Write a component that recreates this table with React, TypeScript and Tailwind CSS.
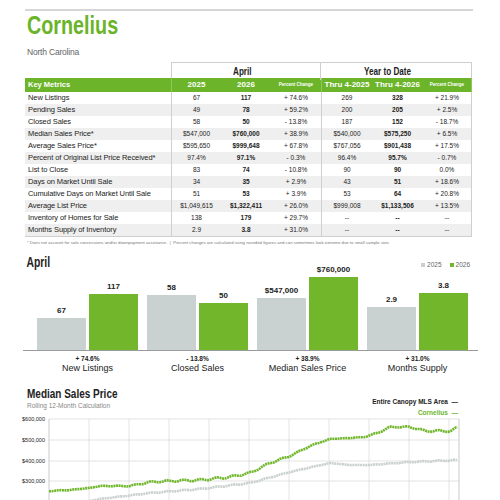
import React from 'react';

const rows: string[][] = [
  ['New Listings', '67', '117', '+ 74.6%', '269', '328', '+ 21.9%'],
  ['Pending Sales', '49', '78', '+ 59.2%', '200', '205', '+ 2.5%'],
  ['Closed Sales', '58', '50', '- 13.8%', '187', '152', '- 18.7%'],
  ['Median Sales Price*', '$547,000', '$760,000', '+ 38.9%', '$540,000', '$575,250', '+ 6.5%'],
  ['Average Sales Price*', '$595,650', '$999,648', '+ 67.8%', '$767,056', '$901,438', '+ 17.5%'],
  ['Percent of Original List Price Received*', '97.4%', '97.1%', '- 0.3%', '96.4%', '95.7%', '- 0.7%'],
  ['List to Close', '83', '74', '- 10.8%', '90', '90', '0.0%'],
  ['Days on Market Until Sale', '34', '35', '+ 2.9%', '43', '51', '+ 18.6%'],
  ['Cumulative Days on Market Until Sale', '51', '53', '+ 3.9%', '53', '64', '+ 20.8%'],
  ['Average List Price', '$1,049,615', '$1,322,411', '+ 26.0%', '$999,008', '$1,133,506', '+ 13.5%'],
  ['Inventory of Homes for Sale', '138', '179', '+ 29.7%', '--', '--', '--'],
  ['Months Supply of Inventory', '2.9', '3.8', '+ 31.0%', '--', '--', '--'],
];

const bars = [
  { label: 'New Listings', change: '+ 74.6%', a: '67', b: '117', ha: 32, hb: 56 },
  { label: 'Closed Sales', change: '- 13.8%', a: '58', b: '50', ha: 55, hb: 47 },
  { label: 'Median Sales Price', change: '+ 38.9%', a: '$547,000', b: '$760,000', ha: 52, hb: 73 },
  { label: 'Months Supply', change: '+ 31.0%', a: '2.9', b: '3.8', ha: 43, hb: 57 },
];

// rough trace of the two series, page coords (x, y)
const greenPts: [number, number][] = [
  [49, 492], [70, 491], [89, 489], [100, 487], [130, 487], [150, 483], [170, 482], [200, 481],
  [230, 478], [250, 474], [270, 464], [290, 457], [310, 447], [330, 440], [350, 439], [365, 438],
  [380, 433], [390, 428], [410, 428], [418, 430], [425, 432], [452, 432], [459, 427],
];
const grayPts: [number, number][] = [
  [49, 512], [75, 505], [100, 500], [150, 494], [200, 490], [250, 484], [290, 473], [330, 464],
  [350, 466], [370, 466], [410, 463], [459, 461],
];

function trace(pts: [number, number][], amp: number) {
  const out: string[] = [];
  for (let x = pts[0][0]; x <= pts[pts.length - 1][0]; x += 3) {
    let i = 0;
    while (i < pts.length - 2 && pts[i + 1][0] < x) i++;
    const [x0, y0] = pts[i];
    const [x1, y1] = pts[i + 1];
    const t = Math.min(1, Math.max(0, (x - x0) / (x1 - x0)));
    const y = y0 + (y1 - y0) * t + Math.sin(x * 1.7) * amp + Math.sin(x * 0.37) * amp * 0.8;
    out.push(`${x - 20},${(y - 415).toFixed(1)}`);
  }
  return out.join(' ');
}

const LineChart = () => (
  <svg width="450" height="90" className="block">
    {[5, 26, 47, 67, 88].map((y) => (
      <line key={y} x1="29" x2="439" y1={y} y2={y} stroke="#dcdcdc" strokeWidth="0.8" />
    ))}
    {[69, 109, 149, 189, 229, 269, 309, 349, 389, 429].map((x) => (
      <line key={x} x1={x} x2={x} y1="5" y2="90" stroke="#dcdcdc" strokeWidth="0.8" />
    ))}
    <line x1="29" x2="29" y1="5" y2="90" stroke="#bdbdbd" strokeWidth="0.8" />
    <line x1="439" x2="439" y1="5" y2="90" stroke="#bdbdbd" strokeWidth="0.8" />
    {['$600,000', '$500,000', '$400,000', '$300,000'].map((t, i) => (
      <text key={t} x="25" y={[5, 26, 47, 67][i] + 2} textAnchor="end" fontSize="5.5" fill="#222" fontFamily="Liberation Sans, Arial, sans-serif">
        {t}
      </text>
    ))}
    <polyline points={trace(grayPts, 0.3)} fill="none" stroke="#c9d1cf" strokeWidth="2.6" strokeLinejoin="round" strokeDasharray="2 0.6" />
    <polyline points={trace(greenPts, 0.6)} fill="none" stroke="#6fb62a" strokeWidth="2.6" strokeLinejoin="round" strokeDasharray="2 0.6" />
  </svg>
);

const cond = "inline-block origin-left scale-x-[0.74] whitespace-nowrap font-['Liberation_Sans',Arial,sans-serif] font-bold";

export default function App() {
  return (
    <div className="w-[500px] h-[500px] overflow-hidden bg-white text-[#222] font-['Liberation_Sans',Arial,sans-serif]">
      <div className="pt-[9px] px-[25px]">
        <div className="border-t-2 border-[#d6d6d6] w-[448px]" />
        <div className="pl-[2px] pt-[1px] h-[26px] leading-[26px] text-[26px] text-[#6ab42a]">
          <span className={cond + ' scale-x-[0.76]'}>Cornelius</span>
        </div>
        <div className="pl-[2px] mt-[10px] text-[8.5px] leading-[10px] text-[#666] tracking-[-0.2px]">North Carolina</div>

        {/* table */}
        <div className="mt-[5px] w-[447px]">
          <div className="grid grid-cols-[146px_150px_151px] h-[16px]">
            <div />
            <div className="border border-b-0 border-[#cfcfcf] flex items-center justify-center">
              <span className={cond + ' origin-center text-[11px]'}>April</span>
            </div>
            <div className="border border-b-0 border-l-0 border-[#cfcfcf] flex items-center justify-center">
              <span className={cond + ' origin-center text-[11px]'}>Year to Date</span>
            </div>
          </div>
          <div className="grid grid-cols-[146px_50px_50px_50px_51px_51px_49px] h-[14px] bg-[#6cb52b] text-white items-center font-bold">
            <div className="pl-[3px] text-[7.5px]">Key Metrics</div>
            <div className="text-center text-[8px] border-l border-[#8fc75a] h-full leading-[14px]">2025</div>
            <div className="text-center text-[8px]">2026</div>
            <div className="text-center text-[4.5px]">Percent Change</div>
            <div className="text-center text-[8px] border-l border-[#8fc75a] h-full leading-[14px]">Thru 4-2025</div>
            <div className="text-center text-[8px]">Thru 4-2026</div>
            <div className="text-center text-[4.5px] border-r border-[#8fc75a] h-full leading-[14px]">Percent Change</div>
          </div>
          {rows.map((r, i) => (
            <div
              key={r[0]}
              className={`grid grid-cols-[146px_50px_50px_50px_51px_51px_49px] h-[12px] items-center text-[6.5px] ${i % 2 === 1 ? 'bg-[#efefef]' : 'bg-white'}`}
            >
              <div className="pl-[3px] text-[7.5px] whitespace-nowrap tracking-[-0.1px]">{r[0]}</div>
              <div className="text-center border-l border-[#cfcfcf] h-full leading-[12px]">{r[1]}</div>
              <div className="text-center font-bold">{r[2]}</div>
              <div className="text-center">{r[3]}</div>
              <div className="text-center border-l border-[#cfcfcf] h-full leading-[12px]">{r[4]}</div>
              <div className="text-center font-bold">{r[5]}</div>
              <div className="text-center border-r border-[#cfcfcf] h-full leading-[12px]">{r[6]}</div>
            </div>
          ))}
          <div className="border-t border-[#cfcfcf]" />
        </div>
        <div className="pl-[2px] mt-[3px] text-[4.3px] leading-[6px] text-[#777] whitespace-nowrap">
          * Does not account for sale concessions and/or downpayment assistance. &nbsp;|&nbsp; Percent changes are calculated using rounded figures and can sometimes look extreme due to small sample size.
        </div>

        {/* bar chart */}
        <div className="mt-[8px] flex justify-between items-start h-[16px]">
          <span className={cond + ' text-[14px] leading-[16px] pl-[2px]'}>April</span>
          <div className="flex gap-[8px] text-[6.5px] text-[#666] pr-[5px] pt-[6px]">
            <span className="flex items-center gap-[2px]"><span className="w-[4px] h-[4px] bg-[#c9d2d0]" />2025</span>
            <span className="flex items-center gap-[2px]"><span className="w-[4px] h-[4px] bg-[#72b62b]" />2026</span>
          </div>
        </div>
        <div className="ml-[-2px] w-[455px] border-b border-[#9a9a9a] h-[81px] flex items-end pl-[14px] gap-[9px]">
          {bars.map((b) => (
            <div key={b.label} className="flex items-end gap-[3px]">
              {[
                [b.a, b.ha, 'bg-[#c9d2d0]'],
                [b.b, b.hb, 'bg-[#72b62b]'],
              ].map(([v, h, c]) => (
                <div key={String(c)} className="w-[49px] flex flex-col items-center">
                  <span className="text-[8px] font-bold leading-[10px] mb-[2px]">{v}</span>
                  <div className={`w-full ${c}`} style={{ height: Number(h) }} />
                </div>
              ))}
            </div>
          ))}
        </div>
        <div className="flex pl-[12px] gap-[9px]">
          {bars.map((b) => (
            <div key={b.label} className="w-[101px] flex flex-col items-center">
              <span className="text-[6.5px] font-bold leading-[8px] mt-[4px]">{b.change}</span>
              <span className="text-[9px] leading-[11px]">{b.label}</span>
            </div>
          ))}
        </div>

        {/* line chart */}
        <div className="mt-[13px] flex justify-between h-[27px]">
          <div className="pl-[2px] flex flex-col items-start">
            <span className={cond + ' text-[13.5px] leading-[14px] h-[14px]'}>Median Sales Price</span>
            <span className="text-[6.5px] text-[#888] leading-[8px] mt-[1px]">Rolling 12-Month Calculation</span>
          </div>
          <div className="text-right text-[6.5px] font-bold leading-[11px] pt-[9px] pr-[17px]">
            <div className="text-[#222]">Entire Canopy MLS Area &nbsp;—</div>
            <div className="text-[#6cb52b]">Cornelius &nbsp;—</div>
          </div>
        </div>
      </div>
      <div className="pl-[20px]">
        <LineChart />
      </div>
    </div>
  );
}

§ TASK TO COMPLETE: Would you reproduce the lines above, from the very first through the line containing "import React from 'react';", exactly and without the pictures?

§ EXPECTED ANSWER:
Write a component that recreates this table with React, TypeScript and Tailwind CSS.
import React from 'react';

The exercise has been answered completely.